Борис Тарасов: «Антропологическое измерение бытия»

Тарасов Борис Николаевич
Дек 27 2018
В декабрьском "Православном книжном обозрении" опубликовано большое интервью с профессором, заведующим кафедрой зарубежной литературы Литинститута Борисом Николаевичем Тарасовым.

В этом номере мы публикуем интервью с лауреатом Патриаршей литературной премии 2016 года Б. Н. Тарасовым (о нем см. № 5 (60), с. 57-63). В этом году его книга «"Дело идет об истине... О России!" Исторические воззрения русских мыслителей и писателей XIX века» победила в номинации «Лучшая духовно-патриотическая книга» на конкурсе «Просвещение через книгу» (см. № 11 (87) 2018, с. 32).

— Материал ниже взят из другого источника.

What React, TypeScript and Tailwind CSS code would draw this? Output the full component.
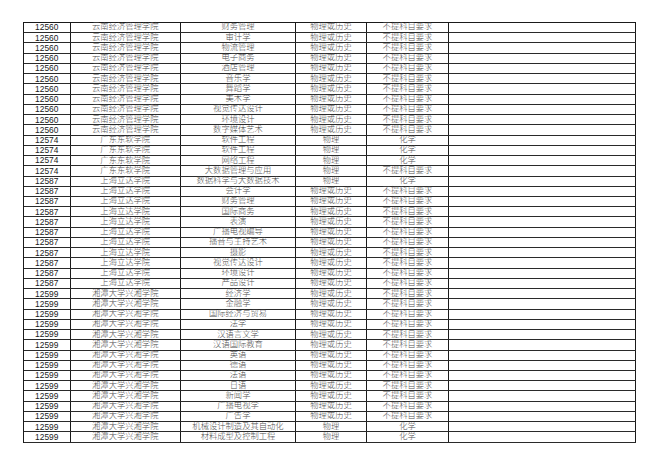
type Row = [string, string, string, string, string];

const yn = '云南经济管理学院';
const gd = '广东东软学院';
const sh = '上海立达学院';
const xt = '湘潭大学兴湘学院';
const wh = '物理或历史';
const bt = '不提科目要求';

const rows: Row[] = [
  ...['财务管理', '审计学', '物流管理', '电子商务', '酒店管理', '音乐学', '舞蹈学', '美术学', '视觉传达设计', '环境设计', '数字媒体艺术'].map(
    (m): Row => ['12560', yn, m, wh, bt],
  ),
  ['12574', gd, '软件工程', '物理', '化学'],
  ['12574', gd, '软件工程', '物理', '化学'],
  ['12574', gd, '网络工程', '物理', '化学'],
  ['12574', gd, '大数据管理与应用', '物理', bt],
  ['12587', sh, '数据科学与大数据技术', '物理', '化学'],
  ...['会计学', '财务管理', '国际商务', '表演', '广播电视编导', '播音与主持艺术', '摄影', '视觉传达设计', '环境设计', '产品设计'].map(
    (m): Row => ['12587', sh, m, wh, bt],
  ),
  ...['经济学', '金融学', '国际经济与贸易', '法学', '汉语言文学', '汉语国际教育', '英语', '德语', '法语', '日语', '新闻学', '广播电视学', '广告学'].map(
    (m): Row => ['12599', xt, m, wh, bt],
  ),
  ['12599', xt, '机械设计制造及其自动化', '物理', '化学'],
  ['12599', xt, '材料成型及控制工程', '物理', '化学'],
];

const cjk = "font-['Liberation_Serif','Noto_Sans_CJK_SC',serif] font-light text-[8.3px] text-[#505050]";

export default function App() {
  return (
    <div className="h-[466px] w-[660px] bg-white pl-[23px] pt-[22px]">
      <div className="w-[613px] border-l border-t border-[#1a1a1a]">
        {rows.map((r, i) => (
          <div
            key={i}
            className="grid h-[10.24px] grid-cols-[46.5px_110.5px_115px_71px_82px_1fr] border-b border-[#2a2a2a] leading-none"
          >
            <div className="flex items-center justify-center border-r border-[#1a1a1a] font-['Liberation_Sans',Arial,sans-serif] text-[8.4px] text-[#1a1a1a]">
              {r[0]}
            </div>
            <div className={`flex items-center justify-center border-r border-[#1a1a1a] ${cjk}`}>{r[1]}</div>
            <div className={`flex items-center justify-center border-r border-[#1a1a1a] ${cjk}`}>{r[2]}</div>
            <div className={`flex items-center justify-center border-r border-[#1a1a1a] ${cjk}`}>{r[3]}</div>
            <div className={`flex items-center justify-center border-r border-[#1a1a1a] ${cjk}`}>{r[4]}</div>
            <div className="border-r border-[#1a1a1a]" />
          </div>
        ))}
      </div>
    </div>
  );
}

— Может ли изучение взглядов на историю России мыслителей XIX века как-то помочь понять современное положение и повлиять на будущее нашей страны при том, что сама историческая Россия фактически погибла: революция и годы коммунистической власти сломали все ее институты и непоправимо изменили мировоззрение людей, а сейчас мы все больше погружаемся в новую идеологию глобального мира?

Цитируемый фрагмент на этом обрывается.